Visualizing & Reporting Errors
For better internal visibility and tracking over time, it helps to visualize error trends using dashboards from platforms like:
- Google Data Studio (now Looker Studio)
- Kibana if using ELK stack
- Grafana for more advanced metrics monitoring
Dashboards allow your technical and marketing teams to stay in sync regarding cleanup progress and the effect on SEO and traffic.
Fixing the Problem
Once you’ve uncovered the 404s, the next step is strategic remediation.

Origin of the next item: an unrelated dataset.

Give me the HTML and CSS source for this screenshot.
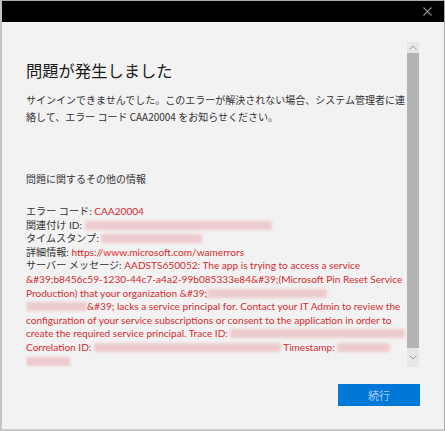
FILE: index.html
```html
<!DOCTYPE html>
<html lang="ja">
<head>
<meta charset="utf-8">
<link rel="stylesheet" href="styles.css">
</head>
<body>
<div class="window">
  <div class="titlebar">
    <svg class="close" width="9" height="9" viewBox="0 0 9 9"><path d="M0.5 0.5 L8.5 8.5 M8.5 0.5 L0.5 8.5" stroke="#8c8c8c" stroke-width="1.1" fill="none"/></svg>
  </div>
  <div class="content">
    <div class="scroll">
      <div class="main">
        <h1 class="title">問題が発生しました</h1>
        <p class="lead">サインインできませんでした。このエラーが解決されない場合、システム管理者に連<br>絡して、エラー コード CAA20004 をお知らせください。</p>
        <p class="section">問題に関するその他の情報</p>
        <div class="details">
          <div>エラー コード: <span class="red">CAA20004</span></div>
          <div>関連付け ID: <span class="blob b-corr"></span></div>
          <div>タイムスタンプ: <span class="blob b-time"></span></div>
          <div>詳細情報: <span class="red">https://www.microsoft.com/wamerrors</span></div>
          <div>サーバー メッセージ: <span class="red">AADSTS650052: The app is trying to access a service<br>&amp;#39;b8456c59-1230-44c7-a4a2-99b085333e84&amp;#39;(Microsoft Pin Reset Service<br>Production) that your organization &amp;#39;<span class="blob b-org"></span><br><span class="blob b-org2"></span>&amp;#39; lacks a service principal for. Contact your IT Admin to review the<br>configuration of your service subscriptions or consent to the application in order to<br>create the required service principal. Trace ID: <span class="blob b-trace"></span><br>Correlation ID: <span class="blob b-corr2"></span> Timestamp: <span class="blob b-ts"></span><br><span class="blob b-ts2"></span></span></div>
        </div>
      </div>
      <div class="scrollbar">
        <div class="arrow">
          <svg width="8" height="5" viewBox="0 0 8 5"><path d="M0.5 4.5 L4 1 L7.5 4.5" stroke="#9a9a9a" stroke-width="1" fill="none"/></svg>
        </div>
        <div class="thumb"></div>
        <div class="arrow">
          <svg width="8" height="5" viewBox="0 0 8 5"><path d="M0.5 0.5 L4 4 L7.5 0.5" stroke="#9a9a9a" stroke-width="1" fill="none"/></svg>
        </div>
      </div>
    </div>
    <div class="footer">
      <button class="btn">続行</button>
    </div>
  </div>
</div>
</body>
</html>
```
FILE: styles.css
```css
html, body {
  margin: 0;
  padding: 0;
  background: #f2f2f2;
}
.window {
  width: 445px;
  height: 431px;
  box-sizing: border-box;
  border: 1px solid #ababab;
  border-left: 2px solid #c4c4c4;
  border-bottom: 2px solid #c8c8c8;
  background: #f2f2f2;
  display: flex;
  flex-direction: column;
  font-family: "Noto Sans CJK JP", sans-serif;
  color: #333;
}
.titlebar {
  height: 21px;
  background: #000;
  display: flex;
  justify-content: flex-end;
  align-items: center;
  padding-right: 12px;
  flex: none;
}
.content {
  flex: 1;
  display: flex;
  flex-direction: column;
  padding: 20px 0 0 24px;
}
.scroll {
  display: flex;
  height: 325px;
}
.main {
  width: 381px;
  overflow: hidden;
}
.title {
  margin: 17px 0 0;
  font-size: 16.3px;
  font-weight: 400;
  line-height: 22px;
  color: #1a1a1a;
}
.lead {
  margin: 10px 0 0;
  font-size: 10px;
  line-height: 17px;
  color: #333;
  white-space: nowrap;
}
.section {
  margin: 47px 0 0;
  font-size: 10px;
  line-height: 14px;
  color: #333;
}
.details {
  margin-top: 19px;
  font-family: "Lato", "Noto Sans CJK JP", sans-serif;
  font-size: 10.1px;
  line-height: 13.6px;
  color: #333;
  white-space: nowrap;
}
.red {
  color: #d42a2f;
}
.blob {
  display: inline-block;
  height: 9px;
  vertical-align: -1px;
  background: rgba(226, 90, 100, 0.26);
  filter: blur(1.8px);
  border-radius: 2px;
}
.b-corr { width: 187px; }
.b-time { width: 101px; }
.b-org { width: 120px; }
.b-org2 { width: 61px; }
.b-trace { width: 175px; }
.b-corr2 { width: 187px; }
.b-ts { width: 53px; }
.b-ts2 { width: 44px; }
.scrollbar {
  width: 12px;
  display: flex;
  flex-direction: column;
}
.arrow {
  height: 11px;
  background: #e7e7e7;
  display: flex;
  align-items: center;
  justify-content: center;
  flex: none;
}
.arrow:last-child {
  height: 19px;
}
.thumb {
  flex: 1;
  background: #b4b4b4;
}
.footer {
  display: flex;
  justify-content: flex-end;
  padding-right: 24px;
  margin-top: 17px;
}
.btn {
  width: 82px;
  height: 22px;
  border: none;
  margin: 0;
  padding: 0;
  background: #0078d7;
  color: #a9c8ee;
  font-family: "Noto Sans CJK JP", sans-serif;
  font-size: 11px;
  line-height: 22px;
}
```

Here’s how:
For Hard 404s:
- Fix internal links: Audit your site and correct internal references to broken URLs.
- 301 Redirects: For deprecated content with existing backlinks, redirect users and bots to relevant, active pages.
- Create replacement content: Sometimes, the best option is to recreate valuable missing content.
For Soft 404s:
- Return the correct status code: Adjust server or CMS behavior to deliver a true 404 or 410 (Gone) status for non-existent content.
- Improve thin pages: Add useful content so that they provide real value and no longer appear as low-quality.
- Canonical tags: Use proper
rel="canonical"tags to avoid duplicate content issues.
Proactive Measures: Don’t Wait for the Next Crawl
Once cleanup is done, it doesn’t mean your job is over. Set up systems to monitor and alert you of emerging 404s in real time. Some tips include:
- Implement log monitoring scripts or use third-party tools that alert your team when high-frequency 404s appear.
- Set automated crawls to scan for newly created soft 404s periodically.
- Maintain URL hygiene during site migrations with redirect mapping plans and post-launch audits.
Conclusion
Hidden 404s and soft 404s are silent killers of website performance. Left unresolved, they damage both SEO visibility and user trust. However, through a structured log analysis strategy and properly segmenting, identifying, and fixing these errors, you gain the ability to remove performance bottlenecks before they have long-term effects.
Take the time to regularly review your server logs, align your technical SEO with development workflows, and build robust monitoring systems to ensure no broken path ever goes unnoticed again.